Overview of the Framework for AI Safety Cases
The paper "Safety Cases: How to Justify the Safety of Advanced AI Systems" presents a structured framework to evaluate and justify the safety of deploying advanced AI systems. As AI technologies advance and become more complex, the importance of ensuring their safety cannot be overstated. The paper addresses this by proposing a methodology for constructing 'safety cases,' which are comprehensive arguments that AI systems are unlikely to cause harm when deployed. This approach draws inspiration from safety engineering practices in other industries and adapts them for the unique challenges posed by AI.
Key Components of the Proposed Framework
The framework introduced is modeled on traditional analysis methods like Failure Modes and Effects Analysis (FMEA), and it comprises six steps to structure a safety case:
- Define the AI Macrosystem and Deployment Decision: The first step is to clearly outline the components of the AI system and define the specific deployment setting. This involves detailing how the AI macrosystem, which includes models, infrastructure, and protocols, will be used.
- Specify Unacceptable Outcomes: Developers must define specific outcomes that are unacceptable, breaking down the abstract goal of avoiding catastrophe into concrete threat models.
- Justify Deployment Assumptions: This step involves verifying assumptions about the environment where the AI will be deployed, ensuring that the context is secure and that stakeholders are trustworthy.
- Decompose the Macrosystem Into Subsystems: The complex AI macrosystem is divided into smaller, more manageable components known as subsystems, each of which can be individually analyzed for risk.
- Assess Subsystem Risk: Each subsystem is evaluated for the risk it poses independently of other subsystems, and developers must argue why their AI cannot autonomously pose an unacceptable risk.

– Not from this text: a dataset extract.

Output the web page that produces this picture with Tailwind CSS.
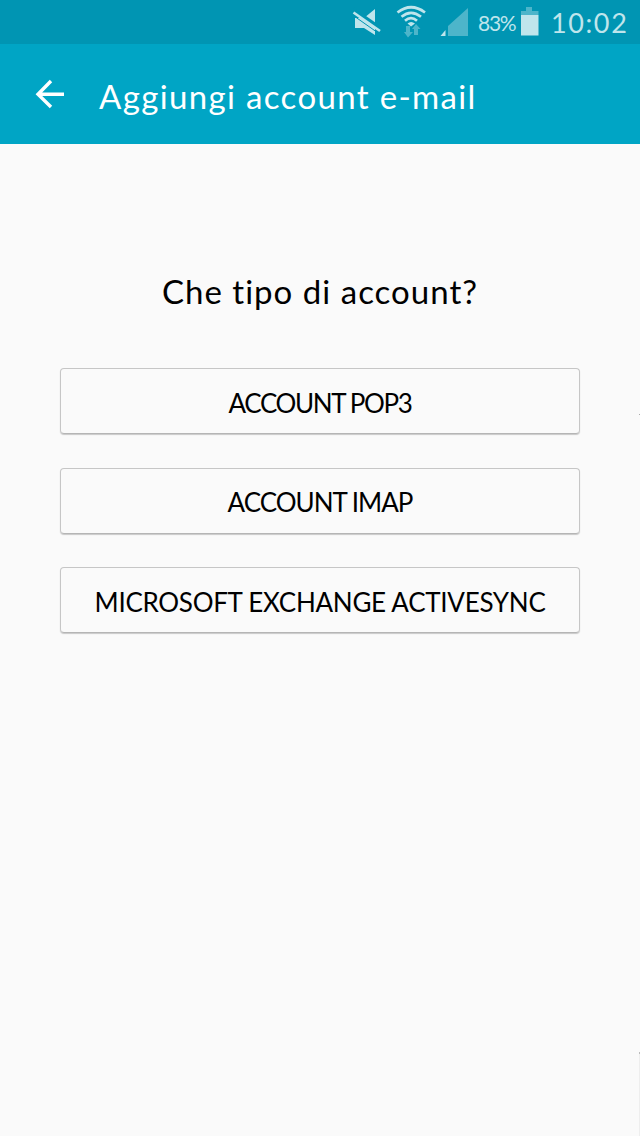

- Assess Macrosystem Risk: Finally, the interplay between subsystems is analyzed to evaluate emergent risks that arise from their interactions, which could potentially lead to catastrophic outcomes.
Categories of Safety Arguments
The paper categorizes potential safety arguments into four main types:
- Inability Arguments: These posit that AI systems are fundamentally incapable of causing significant harm, even under liberal assumptions about their operating environment.
- Control Arguments: These arguments rely on external measures and controls that mitigate the potential for harm by restricting AI systems’ ability to perform dangerous actions.
- Trustworthiness Arguments: These assert that even if an AI system could theoretically cause harm, it wouldn’t do so because it behaves in a manner consistent with human expectations and intentions.
- Deference Arguments: These rely on AI systems that are deemed credible and trustworthy enough to provide reliable judgments about the safety of other AI systems.
Implications and Future Directions
The paper’s contribution lies in its detailed methodology for approaching AI safety evaluation systematically. This can significantly impact regulatory practices, offering clarity and rigor in assessing potential risks associated with AI deployments. By identifying specific safety argument categories and detailing their construction, the authors provide a robust foundation for researchers and practitioners to build upon.
The paper's framework anticipates the need for greater discourse around AI safety and inspires future research to refine these arguments, identify new ones, and develop more effective controls and evaluations. It also emphasizes the importance of continuous monitoring and reassessment, suggesting that safety cases are not static but evolve with the capabilities and deployment contexts of AI systems.
As AI capabilities advance, the reliance on safety cases as justified in this paper could become integral to the deployment of AI systems across various sectors, ensuring that safety considerations keep pace with technological advancements. Through meticulous reasoning and structured safety cases, developers and regulators can better navigate the complexities and uncertainties inherent in deploying powerful AI systems safely.